Visibility: With the exception of the obstruction caused by the thick C- and D-pillars, as well as the the tiny side rear windows, the visibility is mostly quite good.

Climate: Heat and massage functionality in the front seats, as well as the heated steering wheel and armrests are decadent. The climate system is responsive and allows voluminous air flow.




At this price and this level of exclusivity, the XM has not been tested by either the IIHS or the NHTSA, but it does have a strong set of safety tech.

IIHS Rating: Not tested.

NHTSA Rating: Not tested.

Standard Tech: The XM comes with Active Blind Spot Detection, Front Collision Warning w/ City Collision Mitigation, Lane Departure Warning, Active Cruise Control w/ Stop & Go, Traffic Jam Assistant, Rearview Camera, Surround View w/ 3D view, adaptive LED headlights, Active Driving Assistant Professional, Parking Assistant Plus w/ Surround View cameras w/ 3D view, and Active Park Distance Control.

Optional Tech: None.




The XM shares its chassis with the large X7 SUV but with some modifications. There's more cargo space than the X7 behind the second row but less with the seats folded flat.

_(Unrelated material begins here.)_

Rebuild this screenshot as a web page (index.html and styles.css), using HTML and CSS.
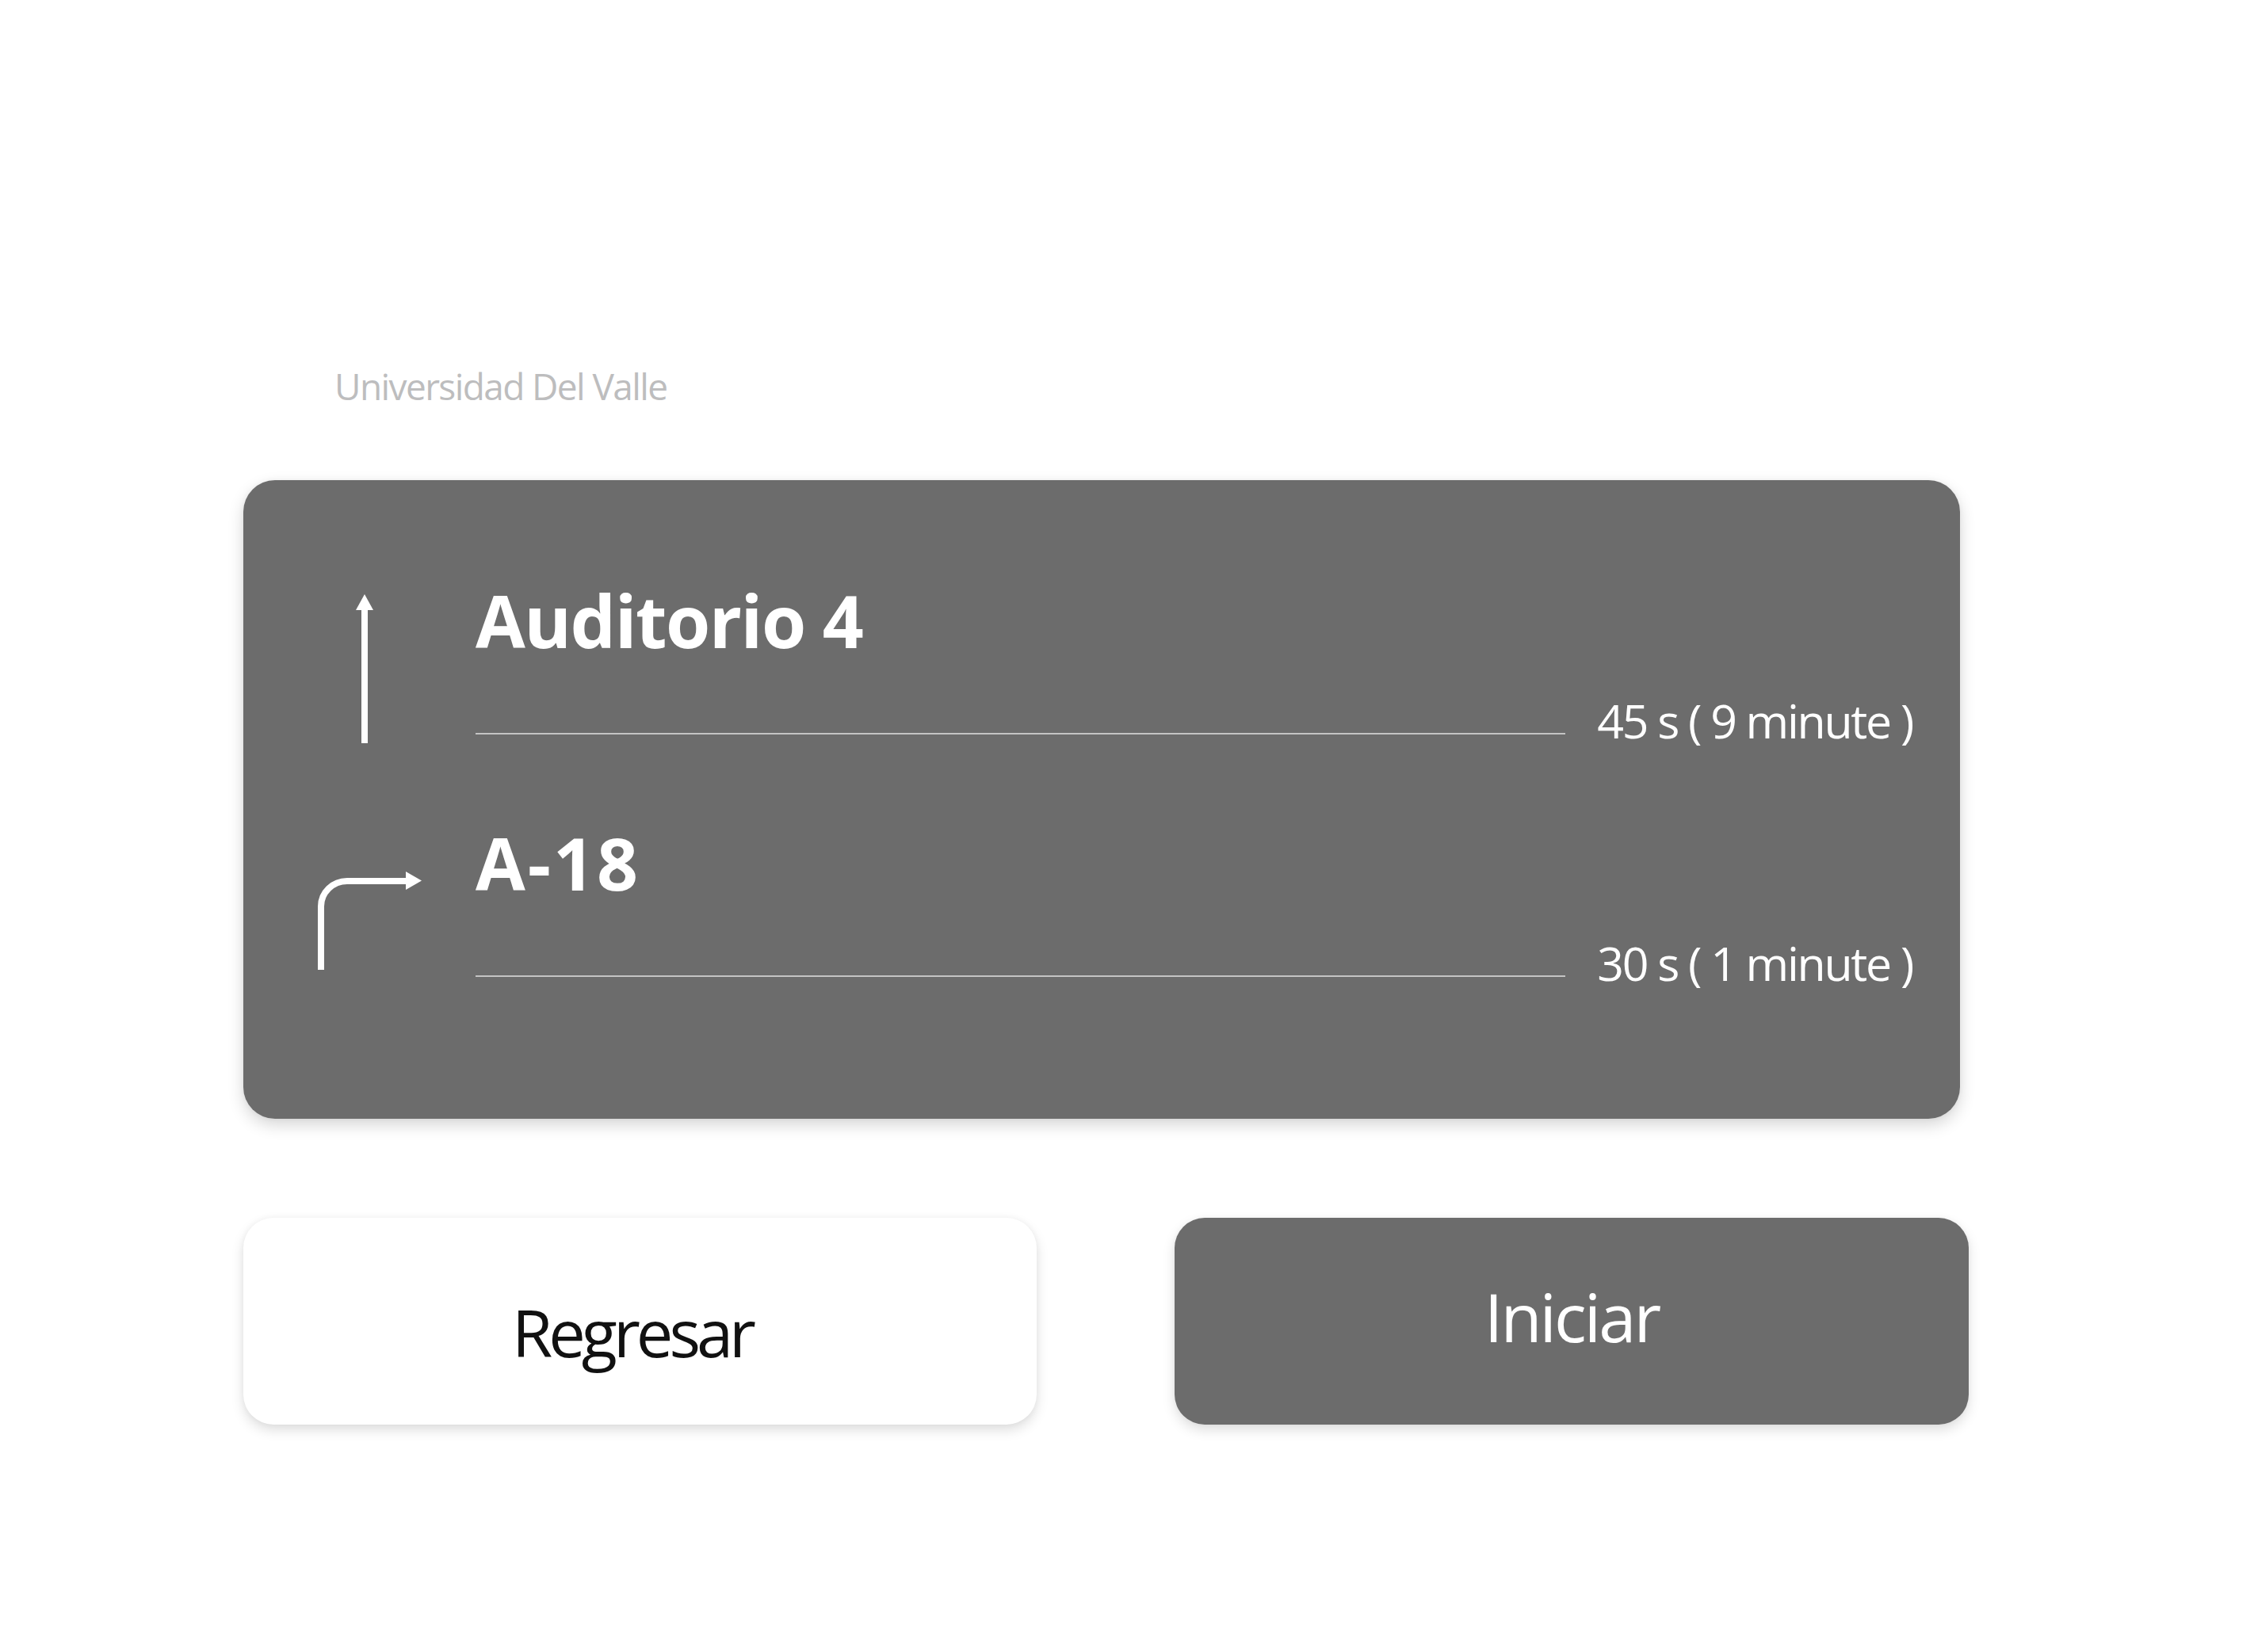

In terms of storage space in the cabin, the XM is quite good despite all of the fanciness.

Storage Space: A big retractable door binnacle in front of the shifter houses the charging deck and twin cupholders. The door pockets are also pretty large, as is the split-top armrest.

Cargo Room: The XM gets 18.61 cubic feet behind row two and 64.27 cubes with the seats folded flat. It's comparable to the Porsche Cayenne Turbo in the latter dimension but a bit smaller in the former.

Fuel Economy



The XM isn't exactly miserly because of the big-displacement twin-turbo V8, but it does provide a 25.7-kWh battery pack that's good for about 30 miles of electric-only range. We were able to get about 23 miles, but we weren't on a full charge. BMW says the XM's onboard charger can get it to 100 percent in a little over three hours, which is pretty impressive.

Observed: 13.5 mpg (gas only), 39 MPGe (gas + electric).

Distance Driven: 167 miles.




When you pay $3,400 for the optional Bowers & Wilkins sound system, you expect great things. That's exactly what you get, too. It's literally the best audio system we've listened to in a very long time. The full sound is supremely clear and has substantial bass without distortion. It's just that good of a system, and we were continually amazed at how crisp, clean, and full it sounded. It bests every system we've experienced this year, and then some.

Final Thoughts

The XM might not be an especially attractive vehicle, but it is the most distinct model in the BMW lineup. It's also surprisingly agile and comfortable. If a 7-Series is too "mature" for you, and it's Motorsport-level performance you want, then look no further. It's a remarkably good family vehicle if you don't focus on the gas mileage. Just make sure you get a color that doesn't make you look like a cry for attention.